Task details: Only the lines from the start of the data below through the line that contains "</plugin-tree>" are to be copied, exactly and without pictures.

Data section:
· · ·
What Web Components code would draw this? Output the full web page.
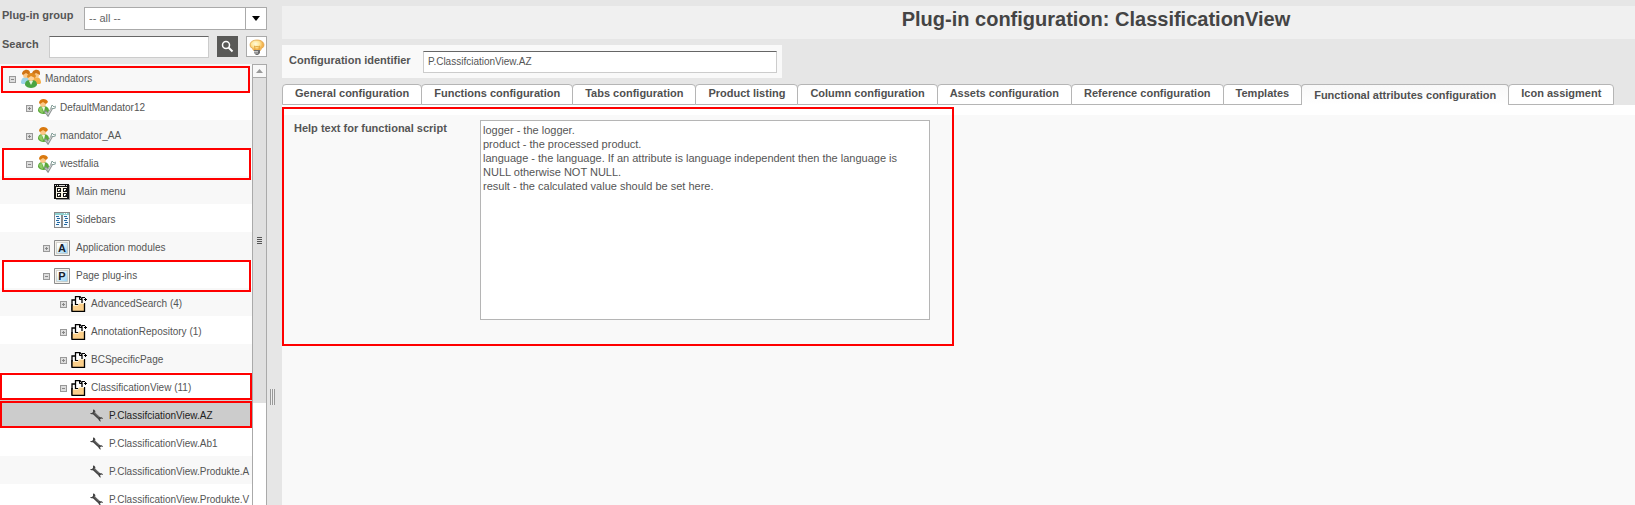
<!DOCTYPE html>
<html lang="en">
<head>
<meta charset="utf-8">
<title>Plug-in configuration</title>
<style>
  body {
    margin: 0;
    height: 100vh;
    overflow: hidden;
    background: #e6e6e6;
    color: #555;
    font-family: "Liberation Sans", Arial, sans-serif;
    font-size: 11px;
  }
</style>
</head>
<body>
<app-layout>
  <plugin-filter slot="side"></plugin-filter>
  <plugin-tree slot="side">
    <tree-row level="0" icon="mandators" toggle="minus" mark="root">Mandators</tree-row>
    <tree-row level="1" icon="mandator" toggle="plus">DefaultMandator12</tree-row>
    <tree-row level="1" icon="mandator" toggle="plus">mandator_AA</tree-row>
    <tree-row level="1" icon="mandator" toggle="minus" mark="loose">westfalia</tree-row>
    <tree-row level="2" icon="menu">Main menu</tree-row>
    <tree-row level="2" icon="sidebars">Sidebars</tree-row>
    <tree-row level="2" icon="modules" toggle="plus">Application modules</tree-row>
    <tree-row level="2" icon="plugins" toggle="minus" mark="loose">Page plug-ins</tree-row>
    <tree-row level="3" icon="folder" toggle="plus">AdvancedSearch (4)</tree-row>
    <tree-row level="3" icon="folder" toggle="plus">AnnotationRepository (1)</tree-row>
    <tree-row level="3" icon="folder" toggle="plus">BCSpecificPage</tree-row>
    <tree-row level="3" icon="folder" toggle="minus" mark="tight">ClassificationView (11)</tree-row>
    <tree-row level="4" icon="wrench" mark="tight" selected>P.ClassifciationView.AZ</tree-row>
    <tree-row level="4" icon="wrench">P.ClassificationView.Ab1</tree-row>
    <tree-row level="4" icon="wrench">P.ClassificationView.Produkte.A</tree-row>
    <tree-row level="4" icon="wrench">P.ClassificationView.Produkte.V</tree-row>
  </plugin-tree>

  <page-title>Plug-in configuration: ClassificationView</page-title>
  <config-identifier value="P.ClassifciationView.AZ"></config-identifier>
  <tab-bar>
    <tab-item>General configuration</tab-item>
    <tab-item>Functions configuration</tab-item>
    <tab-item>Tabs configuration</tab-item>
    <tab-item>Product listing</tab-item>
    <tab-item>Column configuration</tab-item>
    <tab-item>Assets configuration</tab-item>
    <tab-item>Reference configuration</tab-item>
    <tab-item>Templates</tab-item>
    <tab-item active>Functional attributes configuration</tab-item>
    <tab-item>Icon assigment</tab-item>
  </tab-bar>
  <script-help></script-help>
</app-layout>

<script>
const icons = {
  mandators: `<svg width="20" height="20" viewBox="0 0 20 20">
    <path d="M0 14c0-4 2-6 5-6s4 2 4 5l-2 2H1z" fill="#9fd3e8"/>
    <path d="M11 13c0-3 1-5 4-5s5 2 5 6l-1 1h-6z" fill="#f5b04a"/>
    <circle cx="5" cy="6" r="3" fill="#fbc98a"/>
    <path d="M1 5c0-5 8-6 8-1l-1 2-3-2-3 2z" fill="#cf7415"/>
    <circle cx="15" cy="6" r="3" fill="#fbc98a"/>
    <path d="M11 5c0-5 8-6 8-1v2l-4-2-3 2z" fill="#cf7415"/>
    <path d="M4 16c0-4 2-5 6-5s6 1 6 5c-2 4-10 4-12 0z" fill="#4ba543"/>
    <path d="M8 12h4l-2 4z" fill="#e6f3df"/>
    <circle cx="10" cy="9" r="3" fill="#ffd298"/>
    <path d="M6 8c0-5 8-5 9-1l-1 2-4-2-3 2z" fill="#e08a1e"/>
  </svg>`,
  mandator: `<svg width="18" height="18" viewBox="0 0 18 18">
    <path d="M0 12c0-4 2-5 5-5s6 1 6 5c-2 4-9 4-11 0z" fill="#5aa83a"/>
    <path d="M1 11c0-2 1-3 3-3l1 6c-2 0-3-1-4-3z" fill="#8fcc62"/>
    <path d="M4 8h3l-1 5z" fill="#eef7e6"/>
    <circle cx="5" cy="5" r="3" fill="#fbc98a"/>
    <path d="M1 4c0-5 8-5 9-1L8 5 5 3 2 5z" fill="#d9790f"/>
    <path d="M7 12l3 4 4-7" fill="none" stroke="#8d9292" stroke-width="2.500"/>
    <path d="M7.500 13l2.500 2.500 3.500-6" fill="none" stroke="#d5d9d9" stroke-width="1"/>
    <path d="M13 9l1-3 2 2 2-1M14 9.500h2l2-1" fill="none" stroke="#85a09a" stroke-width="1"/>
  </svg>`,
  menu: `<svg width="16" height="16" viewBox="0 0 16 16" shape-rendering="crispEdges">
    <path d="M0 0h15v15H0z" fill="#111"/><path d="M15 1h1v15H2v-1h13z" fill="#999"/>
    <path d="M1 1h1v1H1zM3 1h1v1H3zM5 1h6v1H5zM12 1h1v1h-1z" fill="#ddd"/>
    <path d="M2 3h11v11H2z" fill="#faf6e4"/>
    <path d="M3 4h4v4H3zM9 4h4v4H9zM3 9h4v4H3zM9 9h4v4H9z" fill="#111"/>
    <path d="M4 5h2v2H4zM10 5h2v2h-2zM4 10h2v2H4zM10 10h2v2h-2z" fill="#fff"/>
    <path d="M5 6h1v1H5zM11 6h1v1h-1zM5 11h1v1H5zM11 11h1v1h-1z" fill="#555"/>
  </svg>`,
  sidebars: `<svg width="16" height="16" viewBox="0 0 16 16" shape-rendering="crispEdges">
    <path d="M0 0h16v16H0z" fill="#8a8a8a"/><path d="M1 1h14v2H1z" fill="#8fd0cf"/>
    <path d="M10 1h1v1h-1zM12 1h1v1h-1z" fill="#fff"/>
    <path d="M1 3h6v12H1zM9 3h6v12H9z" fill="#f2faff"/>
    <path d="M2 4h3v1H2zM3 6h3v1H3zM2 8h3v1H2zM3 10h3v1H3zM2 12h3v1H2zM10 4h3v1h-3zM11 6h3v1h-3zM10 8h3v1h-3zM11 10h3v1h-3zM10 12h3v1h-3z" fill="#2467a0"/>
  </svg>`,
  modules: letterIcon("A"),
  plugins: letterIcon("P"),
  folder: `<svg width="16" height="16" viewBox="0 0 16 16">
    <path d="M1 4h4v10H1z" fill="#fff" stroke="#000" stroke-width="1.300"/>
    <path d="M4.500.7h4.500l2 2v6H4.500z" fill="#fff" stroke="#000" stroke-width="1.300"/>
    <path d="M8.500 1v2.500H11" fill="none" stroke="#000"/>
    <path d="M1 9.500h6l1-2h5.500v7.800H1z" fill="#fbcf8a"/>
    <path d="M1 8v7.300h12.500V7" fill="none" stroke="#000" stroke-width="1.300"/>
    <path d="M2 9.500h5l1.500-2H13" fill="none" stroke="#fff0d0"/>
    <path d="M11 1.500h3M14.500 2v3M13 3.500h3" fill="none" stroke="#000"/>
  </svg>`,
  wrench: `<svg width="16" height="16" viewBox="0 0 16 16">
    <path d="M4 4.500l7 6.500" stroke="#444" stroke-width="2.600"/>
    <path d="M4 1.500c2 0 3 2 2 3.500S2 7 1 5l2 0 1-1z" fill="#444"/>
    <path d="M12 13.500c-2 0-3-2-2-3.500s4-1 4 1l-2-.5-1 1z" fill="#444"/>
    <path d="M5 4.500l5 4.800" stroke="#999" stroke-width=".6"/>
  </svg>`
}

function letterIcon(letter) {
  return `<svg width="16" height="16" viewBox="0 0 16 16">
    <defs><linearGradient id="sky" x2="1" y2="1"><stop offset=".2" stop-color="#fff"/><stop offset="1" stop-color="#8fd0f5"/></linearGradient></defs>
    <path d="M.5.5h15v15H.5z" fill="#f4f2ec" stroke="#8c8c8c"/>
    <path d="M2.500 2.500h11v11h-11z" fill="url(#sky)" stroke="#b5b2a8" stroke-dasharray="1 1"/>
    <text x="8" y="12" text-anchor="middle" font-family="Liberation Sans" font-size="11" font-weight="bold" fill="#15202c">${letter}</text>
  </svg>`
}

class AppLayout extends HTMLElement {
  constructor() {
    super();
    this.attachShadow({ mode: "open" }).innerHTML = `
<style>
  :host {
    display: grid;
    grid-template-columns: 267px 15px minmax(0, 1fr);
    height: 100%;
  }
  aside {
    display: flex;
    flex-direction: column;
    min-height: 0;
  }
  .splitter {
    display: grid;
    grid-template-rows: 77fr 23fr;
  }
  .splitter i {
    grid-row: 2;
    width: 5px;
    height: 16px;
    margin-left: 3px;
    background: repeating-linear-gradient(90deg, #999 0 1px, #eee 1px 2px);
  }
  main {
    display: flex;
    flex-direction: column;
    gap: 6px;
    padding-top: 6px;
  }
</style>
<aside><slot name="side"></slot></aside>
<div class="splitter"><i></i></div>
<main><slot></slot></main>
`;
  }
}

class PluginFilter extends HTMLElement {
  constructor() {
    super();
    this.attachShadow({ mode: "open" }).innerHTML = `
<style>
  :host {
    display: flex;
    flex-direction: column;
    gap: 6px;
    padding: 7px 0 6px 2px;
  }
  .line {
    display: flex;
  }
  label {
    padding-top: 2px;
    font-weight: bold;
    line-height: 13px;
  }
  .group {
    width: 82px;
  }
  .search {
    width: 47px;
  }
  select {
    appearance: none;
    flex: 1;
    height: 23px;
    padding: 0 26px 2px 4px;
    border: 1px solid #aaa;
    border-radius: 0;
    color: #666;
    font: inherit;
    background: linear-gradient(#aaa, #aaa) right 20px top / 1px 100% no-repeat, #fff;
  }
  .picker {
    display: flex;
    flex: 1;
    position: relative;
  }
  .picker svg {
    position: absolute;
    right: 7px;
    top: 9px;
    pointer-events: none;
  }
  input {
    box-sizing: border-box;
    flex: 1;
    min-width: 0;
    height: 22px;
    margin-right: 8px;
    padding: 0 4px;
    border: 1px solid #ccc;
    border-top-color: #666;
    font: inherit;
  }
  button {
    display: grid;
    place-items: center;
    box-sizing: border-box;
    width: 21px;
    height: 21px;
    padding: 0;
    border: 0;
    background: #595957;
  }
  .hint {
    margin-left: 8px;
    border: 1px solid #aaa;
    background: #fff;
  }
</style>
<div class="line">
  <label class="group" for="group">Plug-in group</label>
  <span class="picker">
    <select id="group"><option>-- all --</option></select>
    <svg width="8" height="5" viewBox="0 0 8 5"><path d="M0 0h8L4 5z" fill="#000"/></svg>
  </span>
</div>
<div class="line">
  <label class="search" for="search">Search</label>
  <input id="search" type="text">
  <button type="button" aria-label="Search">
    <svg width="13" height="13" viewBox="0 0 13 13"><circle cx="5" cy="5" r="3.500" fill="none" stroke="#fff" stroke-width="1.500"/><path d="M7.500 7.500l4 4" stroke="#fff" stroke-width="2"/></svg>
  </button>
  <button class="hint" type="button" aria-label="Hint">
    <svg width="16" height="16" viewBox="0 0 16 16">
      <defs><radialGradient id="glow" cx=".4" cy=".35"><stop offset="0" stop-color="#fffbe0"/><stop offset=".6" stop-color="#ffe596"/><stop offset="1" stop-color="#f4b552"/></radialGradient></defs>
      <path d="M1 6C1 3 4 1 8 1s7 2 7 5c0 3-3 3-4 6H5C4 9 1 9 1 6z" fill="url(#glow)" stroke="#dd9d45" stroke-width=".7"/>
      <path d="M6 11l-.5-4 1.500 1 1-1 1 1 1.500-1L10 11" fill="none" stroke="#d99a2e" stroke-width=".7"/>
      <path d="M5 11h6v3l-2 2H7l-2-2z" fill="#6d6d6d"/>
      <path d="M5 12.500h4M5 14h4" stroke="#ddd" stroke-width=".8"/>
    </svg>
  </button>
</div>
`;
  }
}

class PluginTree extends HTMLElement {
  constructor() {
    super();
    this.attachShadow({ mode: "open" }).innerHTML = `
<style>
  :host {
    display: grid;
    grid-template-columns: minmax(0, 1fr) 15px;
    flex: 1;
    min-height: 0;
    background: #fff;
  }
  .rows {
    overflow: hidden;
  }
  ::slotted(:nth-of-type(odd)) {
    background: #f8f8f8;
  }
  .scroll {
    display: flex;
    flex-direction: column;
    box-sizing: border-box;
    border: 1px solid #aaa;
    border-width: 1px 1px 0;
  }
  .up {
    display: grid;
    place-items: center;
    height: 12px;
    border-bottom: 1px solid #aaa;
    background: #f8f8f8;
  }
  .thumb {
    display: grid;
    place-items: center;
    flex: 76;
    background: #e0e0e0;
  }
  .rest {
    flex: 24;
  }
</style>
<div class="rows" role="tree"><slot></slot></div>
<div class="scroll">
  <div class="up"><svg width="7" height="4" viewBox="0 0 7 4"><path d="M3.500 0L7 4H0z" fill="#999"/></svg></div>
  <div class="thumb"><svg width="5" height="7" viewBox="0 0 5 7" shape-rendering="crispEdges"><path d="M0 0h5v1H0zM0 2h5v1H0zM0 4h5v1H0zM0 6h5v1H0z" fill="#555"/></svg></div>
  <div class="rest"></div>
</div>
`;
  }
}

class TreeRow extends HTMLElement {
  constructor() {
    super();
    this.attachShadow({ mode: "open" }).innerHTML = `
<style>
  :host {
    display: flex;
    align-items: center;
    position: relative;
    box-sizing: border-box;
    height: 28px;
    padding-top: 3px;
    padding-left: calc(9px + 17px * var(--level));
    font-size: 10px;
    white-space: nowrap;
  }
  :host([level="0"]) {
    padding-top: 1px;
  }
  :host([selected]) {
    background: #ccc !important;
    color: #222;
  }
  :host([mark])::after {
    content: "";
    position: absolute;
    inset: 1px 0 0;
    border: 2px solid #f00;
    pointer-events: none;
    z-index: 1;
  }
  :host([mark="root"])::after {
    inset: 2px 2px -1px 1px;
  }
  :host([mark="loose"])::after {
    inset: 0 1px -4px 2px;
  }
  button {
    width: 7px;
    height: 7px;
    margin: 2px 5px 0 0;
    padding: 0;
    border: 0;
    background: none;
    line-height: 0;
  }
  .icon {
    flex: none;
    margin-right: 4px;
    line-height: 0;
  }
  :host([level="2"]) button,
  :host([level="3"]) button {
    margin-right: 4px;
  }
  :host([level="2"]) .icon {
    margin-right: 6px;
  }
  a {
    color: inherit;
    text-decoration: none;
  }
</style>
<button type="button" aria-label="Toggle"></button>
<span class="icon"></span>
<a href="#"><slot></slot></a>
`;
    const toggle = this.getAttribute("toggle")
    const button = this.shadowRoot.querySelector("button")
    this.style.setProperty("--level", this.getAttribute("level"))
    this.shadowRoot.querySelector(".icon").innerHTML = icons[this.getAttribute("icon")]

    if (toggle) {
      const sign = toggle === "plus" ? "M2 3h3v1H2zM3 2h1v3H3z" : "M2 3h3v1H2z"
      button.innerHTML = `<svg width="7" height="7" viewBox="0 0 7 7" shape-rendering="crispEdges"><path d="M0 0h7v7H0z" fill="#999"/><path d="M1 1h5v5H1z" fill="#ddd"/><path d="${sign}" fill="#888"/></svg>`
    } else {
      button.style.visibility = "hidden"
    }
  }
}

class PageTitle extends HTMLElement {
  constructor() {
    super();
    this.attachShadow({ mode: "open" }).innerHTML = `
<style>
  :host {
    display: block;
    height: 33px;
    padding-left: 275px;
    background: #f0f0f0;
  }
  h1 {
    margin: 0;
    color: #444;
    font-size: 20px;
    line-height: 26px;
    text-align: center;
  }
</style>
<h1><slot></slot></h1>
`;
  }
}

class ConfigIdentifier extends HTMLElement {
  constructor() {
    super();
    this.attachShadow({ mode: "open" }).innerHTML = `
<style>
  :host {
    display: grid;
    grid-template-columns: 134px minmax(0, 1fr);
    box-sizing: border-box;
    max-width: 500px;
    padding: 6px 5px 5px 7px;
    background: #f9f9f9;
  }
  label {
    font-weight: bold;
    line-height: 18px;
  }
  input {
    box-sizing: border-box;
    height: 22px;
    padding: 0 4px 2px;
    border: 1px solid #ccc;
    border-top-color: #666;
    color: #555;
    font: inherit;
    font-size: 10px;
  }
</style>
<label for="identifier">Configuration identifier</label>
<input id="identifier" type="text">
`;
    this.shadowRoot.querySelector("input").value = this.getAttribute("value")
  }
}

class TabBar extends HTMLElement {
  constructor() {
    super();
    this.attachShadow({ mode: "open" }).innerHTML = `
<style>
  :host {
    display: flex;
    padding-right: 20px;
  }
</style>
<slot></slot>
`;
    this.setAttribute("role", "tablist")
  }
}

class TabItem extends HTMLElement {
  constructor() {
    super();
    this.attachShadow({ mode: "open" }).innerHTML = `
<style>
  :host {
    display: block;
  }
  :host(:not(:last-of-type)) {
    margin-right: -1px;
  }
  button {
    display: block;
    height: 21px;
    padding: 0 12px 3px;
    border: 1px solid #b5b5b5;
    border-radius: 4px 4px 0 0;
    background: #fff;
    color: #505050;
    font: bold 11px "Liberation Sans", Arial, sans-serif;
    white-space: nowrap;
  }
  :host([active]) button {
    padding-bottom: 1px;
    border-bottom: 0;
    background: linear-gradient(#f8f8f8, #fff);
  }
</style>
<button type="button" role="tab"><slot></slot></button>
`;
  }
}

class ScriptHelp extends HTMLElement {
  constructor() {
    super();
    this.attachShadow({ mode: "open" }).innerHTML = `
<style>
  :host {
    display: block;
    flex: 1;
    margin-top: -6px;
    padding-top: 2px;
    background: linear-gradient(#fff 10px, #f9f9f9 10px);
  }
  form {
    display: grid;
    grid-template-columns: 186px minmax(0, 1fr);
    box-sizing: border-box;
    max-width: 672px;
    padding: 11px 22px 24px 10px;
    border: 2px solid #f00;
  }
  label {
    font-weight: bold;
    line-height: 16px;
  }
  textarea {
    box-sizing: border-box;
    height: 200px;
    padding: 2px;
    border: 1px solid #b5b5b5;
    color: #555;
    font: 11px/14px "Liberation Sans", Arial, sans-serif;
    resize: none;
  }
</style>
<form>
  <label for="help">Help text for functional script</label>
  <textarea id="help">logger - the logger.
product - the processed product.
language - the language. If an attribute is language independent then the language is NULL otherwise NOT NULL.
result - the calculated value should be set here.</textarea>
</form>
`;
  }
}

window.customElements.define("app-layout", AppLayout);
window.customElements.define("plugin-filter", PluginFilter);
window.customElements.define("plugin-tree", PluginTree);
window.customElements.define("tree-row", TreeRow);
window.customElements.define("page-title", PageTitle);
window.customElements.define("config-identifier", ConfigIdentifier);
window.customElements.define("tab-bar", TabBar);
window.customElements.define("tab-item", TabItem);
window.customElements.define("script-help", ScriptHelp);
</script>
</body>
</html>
· · ·
Finished answer:
What Web Components code would draw this? Output the full web page.
<!DOCTYPE html>
<html lang="en">
<head>
<meta charset="utf-8">
<title>Plug-in configuration</title>
<style>
  body {
    margin: 0;
    height: 100vh;
    overflow: hidden;
    background: #e6e6e6;
    color: #555;
    font-family: "Liberation Sans", Arial, sans-serif;
    font-size: 11px;
  }
</style>
</head>
<body>
<app-layout>
  <plugin-filter slot="side"></plugin-filter>
  <plugin-tree slot="side">
    <tree-row level="0" icon="mandators" toggle="minus" mark="root">Mandators</tree-row>
    <tree-row level="1" icon="mandator" toggle="plus">DefaultMandator12</tree-row>
    <tree-row level="1" icon="mandator" toggle="plus">mandator_AA</tree-row>
    <tree-row level="1" icon="mandator" toggle="minus" mark="loose">westfalia</tree-row>
    <tree-row level="2" icon="menu">Main menu</tree-row>
    <tree-row level="2" icon="sidebars">Sidebars</tree-row>
    <tree-row level="2" icon="modules" toggle="plus">Application modules</tree-row>
    <tree-row level="2" icon="plugins" toggle="minus" mark="loose">Page plug-ins</tree-row>
    <tree-row level="3" icon="folder" toggle="plus">AdvancedSearch (4)</tree-row>
    <tree-row level="3" icon="folder" toggle="plus">AnnotationRepository (1)</tree-row>
    <tree-row level="3" icon="folder" toggle="plus">BCSpecificPage</tree-row>
    <tree-row level="3" icon="folder" toggle="minus" mark="tight">ClassificationView (11)</tree-row>
    <tree-row level="4" icon="wrench" mark="tight" selected>P.ClassifciationView.AZ</tree-row>
    <tree-row level="4" icon="wrench">P.ClassificationView.Ab1</tree-row>
    <tree-row level="4" icon="wrench">P.ClassificationView.Produkte.A</tree-row>
    <tree-row level="4" icon="wrench">P.ClassificationView.Produkte.V</tree-row>
  </plugin-tree>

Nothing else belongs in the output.